A few of these places operate in converted historic buildings in the Market Street area, where downtown's restaurant density has grown since 2015. Breakfast service runs 7 a.m. to 11 a.m. on weekdays and typically until noon on weekends.
The Northshore district, defined roughly by the Hunter Museum to the south and 11th Street to the north, functions as a separate zone. Breakfast places here serve both office workers from nearby buildings and tourists coming from hotel clusters near the riverfront. You can walk between three to five breakfast options in this area within 10 minutes.
The Market Street cluster (Market Street from 2nd Avenue to 7th Avenue) contains a higher density of sit-down spots and some upscale options. This is where the convention center and downtown office towers concentrate, so mornings here are noisier and more crowded. Parking on street is limited; most people use the parking garages on 9th Street or near the convention center.
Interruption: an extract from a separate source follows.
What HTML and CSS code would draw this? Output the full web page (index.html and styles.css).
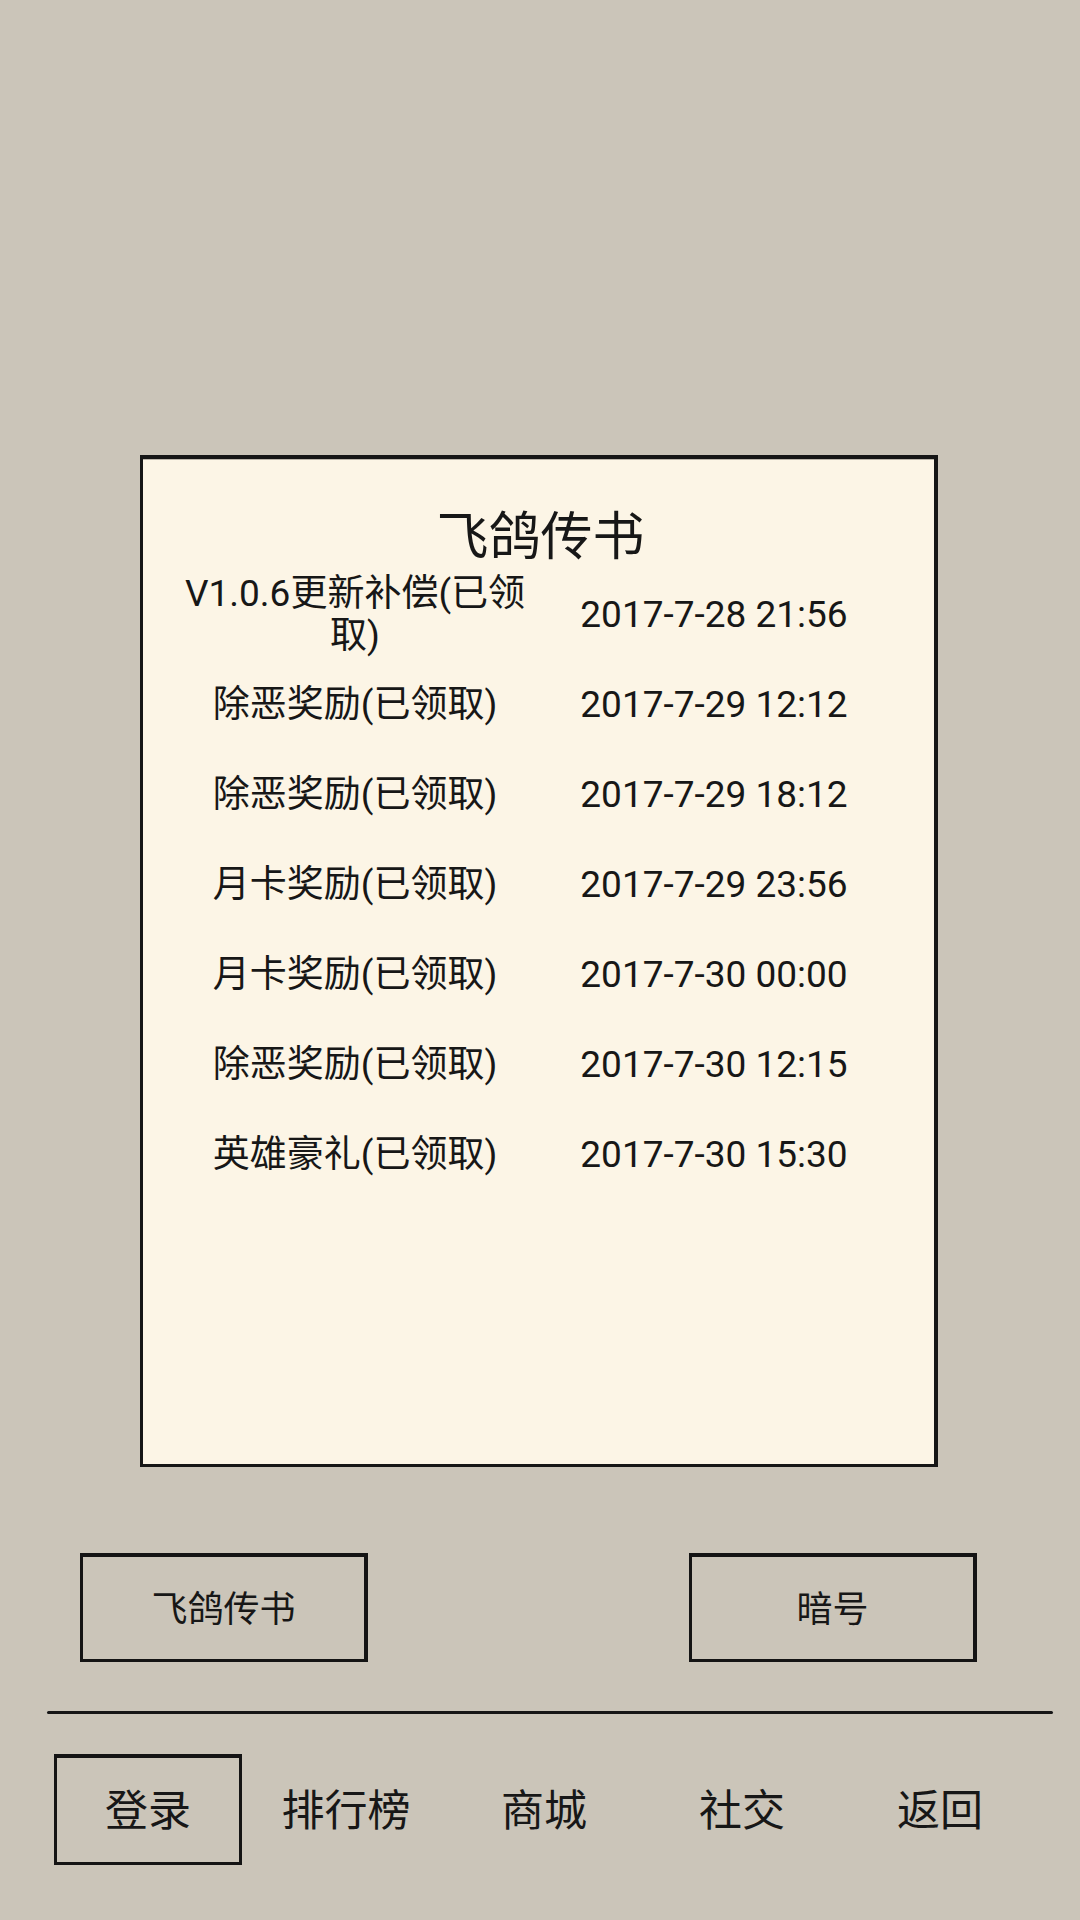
FILE: index.html
```html
<!DOCTYPE html>
<html lang="zh-CN">
<head>
<meta charset="utf-8">
<title>飞鸽传书</title>
<link rel="stylesheet" href="styles.css">
</head>
<body>
<div class="screen">
  <section class="panel">
    <h1 class="panel-title">飞鸽传书</h1>
    <div class="mail-list">
      <div class="mail-row"><div class="mail-name">V1.0.6更新补偿(已领取)</div><div class="mail-time">2017-7-28 21:56</div></div>
      <div class="mail-row"><div class="mail-name">除恶奖励(已领取)</div><div class="mail-time">2017-7-29 12:12</div></div>
      <div class="mail-row"><div class="mail-name">除恶奖励(已领取)</div><div class="mail-time">2017-7-29 18:12</div></div>
      <div class="mail-row"><div class="mail-name">月卡奖励(已领取)</div><div class="mail-time">2017-7-29 23:56</div></div>
      <div class="mail-row"><div class="mail-name">月卡奖励(已领取)</div><div class="mail-time">2017-7-30 00:00</div></div>
      <div class="mail-row"><div class="mail-name">除恶奖励(已领取)</div><div class="mail-time">2017-7-30 12:15</div></div>
      <div class="mail-row"><div class="mail-name">英雄豪礼(已领取)</div><div class="mail-time">2017-7-30 15:30</div></div>
    </div>
  </section>

  <div class="actions">
    <div class="sketch-btn">飞鸽传书</div>
    <div class="sketch-btn">暗号</div>
  </div>

  <div class="divider"></div>

  <nav class="nav">
    <div class="nav-item active">登录</div>
    <div class="nav-item">排行榜</div>
    <div class="nav-item">商城</div>
    <div class="nav-item">社交</div>
    <div class="nav-item">返回</div>
  </nav>
</div>
</body>
</html>
```

FILE: styles.css
```css
html, body {
  margin: 0;
  padding: 0;
}

body {
  width: 1080px;
  height: 1920px;
  background: #cbc5b9;
  font-family: Roboto, "Noto Sans CJK SC", sans-serif;
  color: #171717;
  overflow: hidden;
}

.screen {
  padding-top: 455px;
}

.panel {
  box-sizing: border-box;
  width: 798px;
  height: 1012px;
  margin-left: 140px;
  background: #fcf5e6;
  border: 3px solid #161616;
  border-top-width: 4px;
  border-right-width: 4px;
  padding: 41px 42px 0 32px;
  box-shadow: inset 0 1px 0 rgba(0,0,0,0.25);
}

.panel-title {
  box-sizing: border-box;
  margin: 0 -46px 0 -32px;
  height: 70px;
  padding-top: 6px;
  line-height: 64px;
  text-align: center;
  font-size: 52px;
  font-weight: 400;
}

.mail-list {
  display: flex;
  flex-direction: column;
}

.mail-row {
  display: grid;
  grid-template-columns: 360px 358px;
  height: 90px;
  align-items: center;
  text-align: center;
  font-size: 37px;
  line-height: 42px;
}

.actions {
  display: flex;
  justify-content: space-between;
  margin-top: 86px;
  padding: 0 103px 0 80px;
}

.sketch-btn {
  box-sizing: border-box;
  width: 288px;
  height: 109px;
  border: 3px solid #141414;
  border-top-width: 4px;
  border-right-width: 4px;
  display: flex;
  align-items: center;
  justify-content: center;
  font-size: 36px;
  padding-bottom: 4px;
}

.divider {
  margin-top: 49px;
  margin-left: 47px;
  width: 1006px;
  height: 3px;
  background: #161616;
  border-radius: 2px;
}

.nav {
  display: grid;
  grid-template-columns: repeat(5, 198px);
  margin-top: 40px;
  padding-left: 49px;
}

.nav-item {
  box-sizing: border-box;
  height: 111px;
  margin: 0 5px;
  padding-bottom: 6px;
  display: flex;
  align-items: center;
  justify-content: center;
  font-size: 43px;
  border: 3px solid transparent;
}

.nav-item.active {
  border-color: #141414;
  border-top-width: 4px;
}
```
Broad Street, one block south and running parallel, has fewer breakfast-specific places but more general restaurants that serve morning meals as part of a broader menu.
If you're staying at a downtown or Northshore hotel and want reliable breakfast without a long wait, eat before 7:30 a.m. or after 9:30 a.m. If a specific restaurant matters to you, go on Saturday or Sunday when waits drop by at least half.
If you cannot control your arrival time and don't want to wait, choose a counter-service place or call ahead to check wait times. Most downtown restaurants will estimate a wait if you call; some take names on a waiting list over the phone if you call five to 10 minutes before you arrive.
For a meal where conversation and lingering matter, book a reservation at an upscale spot or choose a mid-range restaurant and eat between 10 a.m. and noon. For speed and solo eating, use a counter-service spot in the Northshore district.